Richard put his left arm out to stop Vika from launching over the table at Shale. “Let me handle this.” He gave the angry Mord-Sith a patient look. “Please?”
Vika finally relented and moved back, but not as far as before, and she didn’t drop her Agiel.
“I can let insults pass as they are merely words, but I would like to know the reason for it.”
Shale put her fists on the table and leaned in toward him.
“What did that fat pig in white robes tell you?”
“Some crazy nonsense about wanting us to surrender our world.”
“Didn’t I also hear him say that you are the last of the Rahl line, and that your wife is the last Confessor, and that when you two die his goddess will then have our world?”
“Yes, that’s right. What of it?”
Her expression hardened. “In other words, for this goddess to take over our world, your line must end, the Mother Confessor’s line must end. You must die. Your wife must die. That man said as much, either by execution or assassination.”
Richard nodded. “That’s the gist of it.”
“He said your wife needs to die,” Shale repeated carefully as she cocked her head. “And you let her be alone with him?”
Richard stared at Shale a moment. He blinked.
“I’m an idiot.”
“Nice to know we agree.”
Just then, Cassia raced into the room, vaulted over the railing without missing a beat, and bounded up the steps to the raised area with the table. She gulped air, trying to catch her breath enough to talk.
“Lord Rahl! You have to come quick! Something happened! Something bad!”
5
Richard charged through the hallways and corridors behind a frantic Cassia toward the room where Kahlan had taken Nolo for questioning—a place where she could use her Confessor power without having to worry about hurting anyone else.
A lone man had never been a threat to Kahlan. Rather, her Confessor power made her an overwhelming threat to him. Richard couldn’t imagine what could have gone wrong. Whatever had happened, he didn’t want to waste time questioning Cassia—
He just wanted to get to Kahlan.
When Richard had raced out of the great hall, Shale had followed close on his heels. The rest of the Mord-Sith ran in a cluster behind them. Behind the Mord-Sith a large force of men of the First File flooded through the narrow halls and wide passageways like a raging torrent of dark water. All their weapons hanging from belts filled the halls with a metallic jangle.

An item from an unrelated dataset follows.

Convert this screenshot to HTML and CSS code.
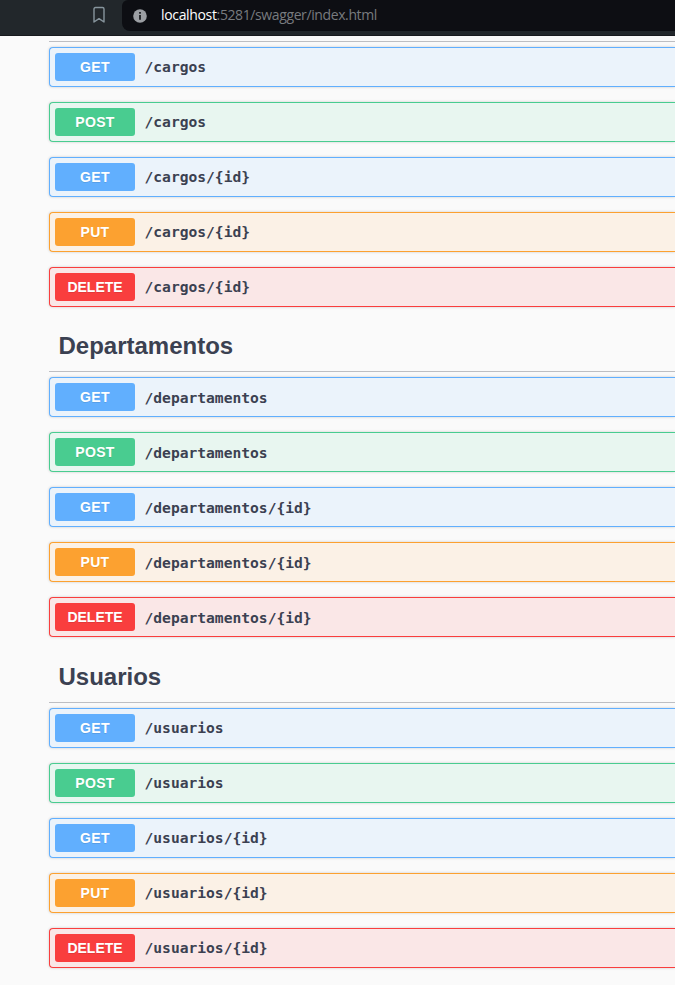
FILE: index.html
```html
<!DOCTYPE html>
<html lang="es">
<head>
<meta charset="utf-8">
<title>Swagger UI</title>
<link rel="stylesheet" href="styles.css">
</head>
<body>
<header class="toolbar">
  <svg class="bookmark" width="14" height="18" viewBox="0 0 14 18"><path d="M2 3Q2 1.5 3.5 1.5H10.5Q12 1.5 12 3V16L7 12.6L2 16Z" fill="none" stroke="#87959d" stroke-width="1.4" stroke-linejoin="round"/></svg>
  <div class="address">
    <svg class="info" width="14" height="14" viewBox="0 0 14 14"><circle cx="7" cy="7" r="6.8" fill="#9b9ea3"/><path d="M6.1 3.1h1.8v1.7H6.1zM6.1 6h1.8v4.8H6.1z" fill="#1c1e23"/></svg>
    <span class="url"><span class="host">localhost</span><span class="path">:5281/swagger/index.html</span></span>
  </div>
</header>
<main class="api">
  <section class="tag first">
    <div class="op get"><span class="method">GET</span><span class="route">/cargos</span></div>
    <div class="op post"><span class="method">POST</span><span class="route">/cargos</span></div>
    <div class="op get"><span class="method">GET</span><span class="route">/cargos/{id}</span></div>
    <div class="op put"><span class="method">PUT</span><span class="route">/cargos/{id}</span></div>
    <div class="op delete"><span class="method">DELETE</span><span class="route">/cargos/{id}</span></div>
  </section>
  <section class="tag departments">
    <h3>Departamentos</h3>
    <div class="op get"><span class="method">GET</span><span class="route">/departamentos</span></div>
    <div class="op post"><span class="method">POST</span><span class="route">/departamentos</span></div>
    <div class="op get"><span class="method">GET</span><span class="route">/departamentos/{id}</span></div>
    <div class="op put"><span class="method">PUT</span><span class="route">/departamentos/{id}</span></div>
    <div class="op delete"><span class="method">DELETE</span><span class="route">/departamentos/{id}</span></div>
  </section>
  <section class="tag users">
    <h3>Usuarios</h3>
    <div class="op get"><span class="method">GET</span><span class="route">/usuarios</span></div>
    <div class="op post"><span class="method">POST</span><span class="route">/usuarios</span></div>
    <div class="op get"><span class="method">GET</span><span class="route">/usuarios/{id}</span></div>
    <div class="op put"><span class="method">PUT</span><span class="route">/usuarios/{id}</span></div>
    <div class="op delete"><span class="method">DELETE</span><span class="route">/usuarios/{id}</span></div>
  </section>
</main>
</body>
</html>
```
FILE: styles.css
```css
* { box-sizing: border-box; }

body {
  margin: 0;
  height: 985px;
  overflow: hidden;
  background: #fafafa;
  color: #3b4151;
  font-family: "Liberation Sans", Arial, sans-serif;
}

.toolbar {
  display: flex;
  align-items: flex-start;
  height: 36px;
  padding-left: 92px;
  background: #22272b;
  border-bottom: 1px solid #181a1e;
}

.bookmark { margin-top: 6px; }

.address {
  flex: 1;
  display: flex;
  align-items: center;
  height: 31px;
  margin-left: 16px;
  padding-left: 11px;
  background: #0d0e13;
  border-radius: 6px 0 0 8px;
}

.url {
  margin-left: 14px;
  padding-bottom: 1px;
  font: 14px/20px "Open Sans", "Noto Sans", sans-serif;
  white-space: nowrap;
}

.host { color: #fff; letter-spacing: -0.34px; }
.path { color: #787b7f; letter-spacing: -0.39px; }

.api { padding-left: 49px; }

.tag {
  display: flex;
  flex-direction: column;
  gap: 15px;
}

.first {
  margin-top: 5px;
  padding-top: 5px;
  border-top: 1px solid #bdbec2;
}

h3 {
  height: 65px;
  margin: 0 0 -10px;
  padding-left: 9.5px;
  border-bottom: 1px solid #bdbec2;
  font-size: 24px;
  line-height: 78px;
}

.users h3 {
  height: 66px;
  line-height: 80px;
}

.op {
  display: flex;
  align-items: center;
  height: 40px;
  padding-left: 5px;
  border: 1px solid;
  border-right: 0;
  border-radius: 4px 0 0 4px;
  box-shadow: 0 0 3px rgba(0, 0, 0, .19);
}

.method {
  width: 80px;
  height: 28px;
  border-radius: 3px;
  color: #fff;
  font-size: 14px;
  font-weight: 700;
  line-height: 28px;
  text-align: center;
  text-shadow: 0 1px 0 rgba(0, 0, 0, .1);
}

.route {
  margin-left: 9.5px;
  font: 700 14.62px/20px "DejaVu Sans Mono", monospace;
}

.departments .route { padding-top: 2px; }

.get { border-color: #61affe; background: #ebf3fb; }
.get .method { background: #61affe; letter-spacing: .4px; }
.post { border-color: #49cc90; background: #e8f6f0; }
.post .method { background: #49cc90; letter-spacing: .3px; }
.put { border-color: #fca130; background: #fbf1e6; }
.put .method { background: #fca130; letter-spacing: .3px; }
.delete { border-color: #f93e3e; background: #fae7e7; }
.delete .method { background: #f93e3e; }
```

As they abruptly spilled into a round entrance hall that was painted white, Cassia slid to a stop on the polished black and white marble floor.
“Here, Lord Rahl! This is where they are.” Cassia frantically shook her hand toward a heavy oak door, then raced around a table with stone mountain lions for legs. “In here! I tried hard as I could but I couldn’t get the door open.”

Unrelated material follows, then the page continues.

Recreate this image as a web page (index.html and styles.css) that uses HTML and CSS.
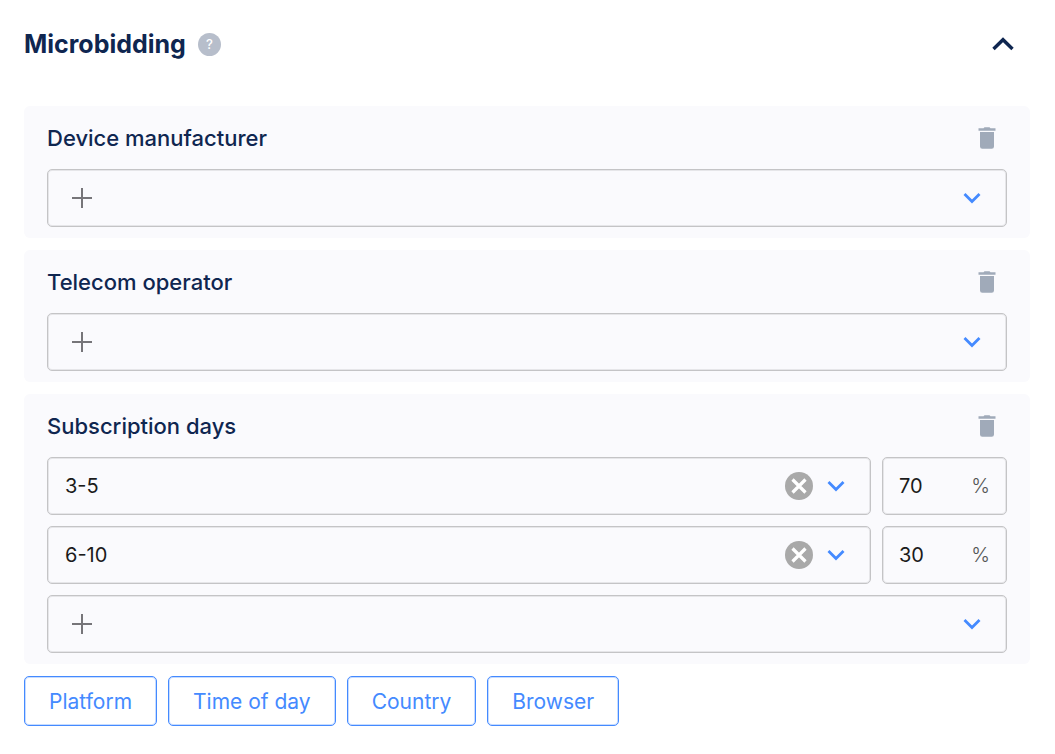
FILE: index.html
```html
<!DOCTYPE html>
<html lang="en">
<head>
    <meta charset="UTF-8">
    <meta name="viewport" content="width=device-width, initial-scale=1.0">
    <title>Microbidding</title>
    <link rel="stylesheet" href="styles.css">
</head>
<body>
    <!-- Shared icons -->
    <svg class="sprite" aria-hidden="true">
        <symbol id="icon-chevron" viewBox="0 0 18 12">
            <path d="M1.500 2l7.500 7.500L16.500 2" fill="none" stroke="currentColor" stroke-width="2.800"/>
        </symbol>
        <symbol id="icon-plus" viewBox="0 0 20 20">
            <path d="M10 0v20M0 10h20" fill="none" stroke="currentColor" stroke-width="2"/>
        </symbol>
        <symbol id="icon-trash" viewBox="0 0 18 22">
            <path d="M.5 1.200h5l1-1h5l1 1h5v2.600H.5zM2 5h14v14.500a2.300 2.300 0 0 1-2.300 2.300H4.300A2.300 2.300 0 0 1 2 19.500z" fill="currentColor"/>
        </symbol>
        <symbol id="icon-clear" viewBox="0 0 28 28">
            <circle cx="14" cy="14" r="14" fill="#a9a9a9"/>
            <path d="M7.500 7.500l13 13M20.500 7.500l-13 13" fill="none" stroke="#fff" stroke-width="3.200"/>
        </symbol>
    </svg>

    <main class="microbidding">
        <header class="section-header">
            <h1>Microbidding</h1>
            <button type="button" class="help" aria-label="Help">?</button>
            <button type="button" class="icon-button collapse" aria-label="Collapse">
                <svg viewBox="0 0 22 14"><path d="M1.500 12L11 2.700l9.500 9.300" fill="none" stroke="currentColor" stroke-width="3.400"/></svg>
            </button>
        </header>

        <div class="cards">
            <section class="card">
                <div class="card-header">
                    <h2><label for="manufacturer">Device manufacturer</label></h2>
                    <button type="button" class="icon-button trash" aria-label="Delete"><svg><use href="#icon-trash"/></svg></button>
                </div>
                <div class="field field-add">
                    <svg class="plus"><use href="#icon-plus"/></svg>
                    <select id="manufacturer"><option></option></select>
                    <svg class="chevron"><use href="#icon-chevron"/></svg>
                </div>
            </section>

            <section class="card">
                <div class="card-header">
                    <h2><label for="operator">Telecom operator</label></h2>
                    <button type="button" class="icon-button trash" aria-label="Delete"><svg><use href="#icon-trash"/></svg></button>
                </div>
                <div class="field field-add">
                    <svg class="plus"><use href="#icon-plus"/></svg>
                    <select id="operator"><option></option></select>
                    <svg class="chevron"><use href="#icon-chevron"/></svg>
                </div>
            </section>

            <section class="card">
                <div class="card-header">
                    <h2><label for="days">Subscription days</label></h2>
                    <button type="button" class="icon-button trash" aria-label="Delete"><svg><use href="#icon-trash"/></svg></button>
                </div>
                <div class="rows">
                    <div class="row">
                        <div class="field">
                            <select aria-label="Subscription days"><option>3-5</option></select>
                            <button type="button" class="icon-button clear" aria-label="Clear"><svg><use href="#icon-clear"/></svg></button>
                            <svg class="chevron"><use href="#icon-chevron"/></svg>
                        </div>
                        <label class="field percent"><input type="text" inputmode="numeric" value="70"><span>%</span></label>
                    </div>
                    <div class="row">
                        <div class="field">
                            <select aria-label="Subscription days"><option>6-10</option></select>
                            <button type="button" class="icon-button clear" aria-label="Clear"><svg><use href="#icon-clear"/></svg></button>
                            <svg class="chevron"><use href="#icon-chevron"/></svg>
                        </div>
                        <label class="field percent"><input type="text" inputmode="numeric" value="30"><span>%</span></label>
                    </div>
                    <div class="field field-add">
                        <svg class="plus"><use href="#icon-plus"/></svg>
                        <select id="days"><option></option></select>
                        <svg class="chevron"><use href="#icon-chevron"/></svg>
                    </div>
                </div>
            </section>
        </div>

        <div class="dimensions">
            <button type="button">Platform</button>
            <button type="button">Time of day</button>
            <button type="button">Country</button>
            <button type="button">Browser</button>
        </div>
    </main>
</body>
</html>
```

FILE: styles.css
```css
* {
    box-sizing: border-box;
}

body {
    margin: 0;
    background-color: #fff;
    color: #0f2650;
    font-family: Inter, sans-serif;
    font-size: 20px;
}

button,
select,
input {
    font: inherit;
    margin: 0;
}

button {
    cursor: pointer;
}

svg {
    display: block;
    flex: none;
}

.sprite {
    display: none;
}

.microbidding {
    padding: 24px 25px 24px 24px;
}

.section-header {
    display: flex;
    align-items: center;
    height: 40px;
    margin-bottom: 42px;
    padding-right: 16px;
}

h1 {
    margin: 0;
    font-size: 25px;
    font-weight: 700;
}

h2 {
    margin: 0;
    font-size: 22px;
    font-weight: 500;
}

.help {
    width: 23px;
    height: 23px;
    margin-left: 12px;
    padding: 0;
    border: none;
    border-radius: 50%;
    background-color: #b7becb;
    color: #fff;
    font-size: 13px;
    font-weight: 500;
    line-height: 23px;
}

.icon-button {
    flex: none;
    padding: 0;
    border: none;
    background: none;
}

.collapse {
    margin-left: auto;
    color: #0f2650;
}

.collapse svg {
    width: 22px;
    height: 14px;
}

.cards {
    display: grid;
    gap: 12px;
}

.card {
    padding: 0 23px 11px;
    border-radius: 6px;
    background-color: #fafafd;
}

.card-header {
    display: flex;
    align-items: center;
    justify-content: space-between;
    height: 63px;
    padding-right: 11px;
}

.trash {
    color: #a0aab9;
}

.trash svg {
    width: 18px;
    height: 22px;
}

.rows {
    display: grid;
    gap: 11px;
}

.row {
    display: grid;
    grid-template-columns: 1fr 125px;
    gap: 11px;
}

.field {
    display: flex;
    align-items: center;
    min-width: 0;
    height: 58px;
    padding: 0 25px 0 17px;
    border: 1px solid #c4c4c6;
    border-radius: 5px;
    box-shadow: inset 0 0 0 1px #e6e6e9;
}

.field select,
.field input {
    flex: 1;
    min-width: 0;
    width: 100%;
    height: 100%;
    padding: 0;
    border: none;
    outline: none;
    appearance: none;
    background: none;
    color: #1b1b1b;
}

.field-add {
    padding-left: 24px;
}

.plus {
    width: 20px;
    height: 20px;
    color: #767579;
}

.chevron {
    width: 18px;
    height: 12px;
    color: #448aff;
    pointer-events: none;
}

.clear {
    margin-right: 14px;
}

.clear svg {
    width: 28px;
    height: 28px;
}

.percent {
    padding: 0 16px;
}

.percent span {
    color: #555;
    font-weight: 300;
}

.dimensions {
    display: flex;
    flex-wrap: wrap;
    gap: 11px;
    margin-top: 12px;
}

.dimensions button {
    height: 50px;
    padding: 0 24px;
    border: 1px solid #448aff;
    border-radius: 5px;
    background-color: #fff;
    box-shadow: inset 0 0 0 1px #c7dcff;
    color: #448aff;
    font-size: 21px;
}
```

Richard could hear eerie shrieks and howls coming from the other side of the door.
“Why is this door bolted on the outside?” he yelled at Cassia as he slammed the bolt back out of the way.
“It—it wasn’t, Lord Rahl,” she stammered in surprise. “I swear. We never bolted the door. As I stood guard, everything suddenly shook like lightning had hit the palace, but there was no sound of thunder. Then I heard screams and howling. One of those screams was from the Mother Confessor.
“I tried frantically to open the door to help her, but I couldn’t. Maybe the door was bolted from the other side as well, I don’t know, but this side was not bolted when I came to get you, I swear.”
Richard tried to open the door as she was talking, but it wouldn’t budge. After slamming into it with his shoulder twice, he knew it was too big and heavy, and with its massive metal strap hinges they were not going to simply break it down. Howls were still coming from the other side.
Driven by urgent need, Richard’s right hand went to the hilt of his sword at his left hip. The rage from the sword was already rising to meet his. Those twin furies, his and the sword’s, spiraled together into a storm of lethal power.
In a near trance of rage, their power joined, Richard drew the sword. The steel, with its dark metallic gleam from having been touched by the world of the dead, rang out as it cleared the scabbard and emerged into the air for the first time in what seemed ages. That singular, deadly sound echoed through the hallways and corridors.